To Err is Inhumane… Neil’s Corrs To
Jesus for the Layman
“To the confusion of our enemies” – J Robert Oppenheimer, father of the atomic bomb.
Neil,
To the Confusion of our Enemas
I
see you report with rueful exasperation finding more typographical infelicities
in Jesus for the Layman. “As usual,” you say, “spotted another couple of minuscule
typos.” I agree the indefinite article is definitely missing in “nailed to
wooden cross”, and if I might quote you accurately: “Aaaargh!”
Well,
at least you got away with “minuscule” here free of mishap, an unusual
deliverance from “minisucle” in the hazardous field of slyly confused
homophones and the insistent incursions of vile geekery through predictive
text.
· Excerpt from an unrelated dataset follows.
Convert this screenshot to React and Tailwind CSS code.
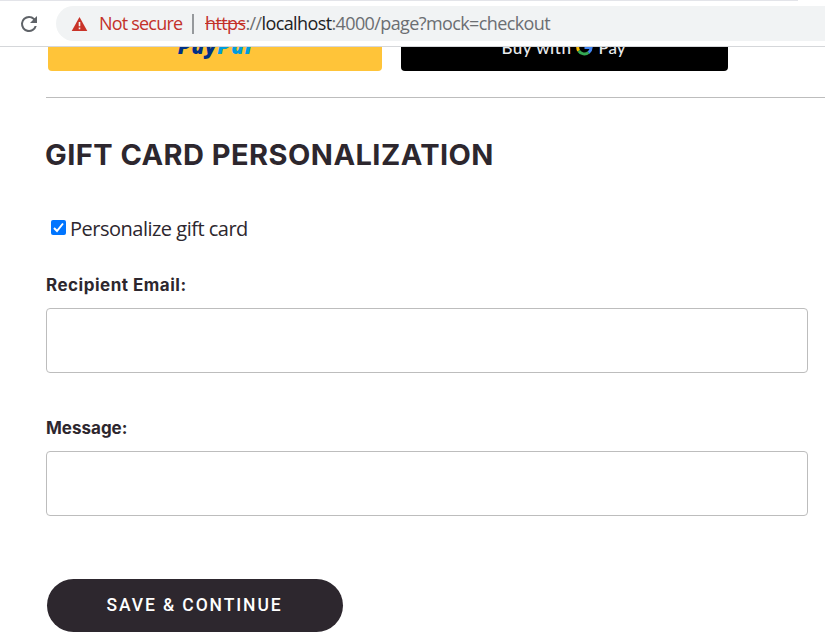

There is, I concur, a great inhibitor of essaying thoughts in this
constant fight for righting wrongs, what with the anagrammatic inversions of
touch-typing, a raw war of attrition, indeed. There appears to be no
satisfactory word for this cognitive inhibition, and “Aaaargh!” is about as
good as it gets.
I
mean ter say, amateur proof reading, the meticulous detective work of the
pedant and perfectionist, is a sore test for the untrained eye and practised
penman alike. A thing of beauty is rarely a joy for ever: there’s always
something else, but we can find solace in others – even that old literary
windbag Scott, that auld North Briton Tory bore who couldn’t write to save
himself, love him dearly though we might, got most of his words right despite
his fondness for the word “rebuke” as though anticipating error, a moral
imperative of language, it seems, in his day of idiot compositors and his own
crap handwriting. So, ‘twas ever thus.
Even
in the brutal world of warfare and, worse, of entertainment, sleight of hand
and bluff diversion often settle the balance of profit and doom – purposeful
distraction is a tool of generals and conjurors alike; The minute detail spells
fate as an unchancy four-letter word of duty or dust, of deliverance or
severity. Just ask, if you could, Napoleon. Or, even better, Robert the Bruce.
So
you worry about a typo, the typographical solecism in the sleekit service of imperfection,
the stuff of ire and irony, a barb, a reproof, a rebuke (thank you, Sir Walter,
enough) and a ruddy pain in the neck. Perhaps you have forgotten the late Harry
Lorayne and his book, one of Dad’s inexaustible [sic] improving works, How to
Develop a Super-Power Memory? (A. Thomas & Co. Preston). This most popular
book was in its ninth printing in August 1961 (alas, I had to look that up, of
course), and his Contents commence with “How Keen Is Your Observation? Does
what you see register in your mind?”
You
might recall he advocated a system of ludicrous association to aid recall, the
more absurd, the better – a real face or event united in the imagination to an
exaggerated, nonsensical or grotesque image and thus easily brought to mind. He
offered other systems of numerical and sequential retention, peg-words and the
like, but it would take a Super-Power Memory to adopt them. The common factor,
though, is having an active curiosity, an interest, in the first instance.
I
digress, but: observation is the key. Lorayne, a popular stage entertainer in
America, gives an example:
PARIS
IN
THE
THE
SPRING
X
“Have
you looked at the phrase [in the box on the top of this page]?” asks this
presumptuous pest. “If you have, read it again to make sure you know what it
says.... Does it say “Paris in the spring”?
Point
is, we see often what we expect rather than what is there, and that, I reckon
is the universal bugbear that befouls our pursuit of perfection in print
(Enough alliteration! – Sir Walter). It is the enabling vehicle of swift
comprehension at the price of missing detail. We repent at leisure. Rebuked,
aye, rebuked. The veritable victim of prestidigitation in print again, as if by
magic. A conjuring trick is to blame, alas and alack. Just ask, if you could,
Paul Daniels.
Yet,
worse things happen at sea. The confusion of comprehension among friends, never
mind to enemies is salutary. Consider, at least if the anecdotal evidence of
the Reader’s Digest is to be believed, the case of a fraternal naval manoeuvre
[maneuver, to you, mate] which involved the following exchange. Royal Navy
Admiral’s signal to American Admiral: Sail Forthwith. American Admiral’s signal
to Royal Navy Admiral: Sail Forth With What. Or the lack of a single space that
cost The South China Morning Post business section money and reputation, “Bloggsco
shares worthless” instead of “Bloggsco shares worth less”. Kingdoms have
foundered for less. Just ask, if you could, Wm Shakespeare, or whatever his
name was.
So
you fret about elusive typos emerging to betray and mock the meticulous author?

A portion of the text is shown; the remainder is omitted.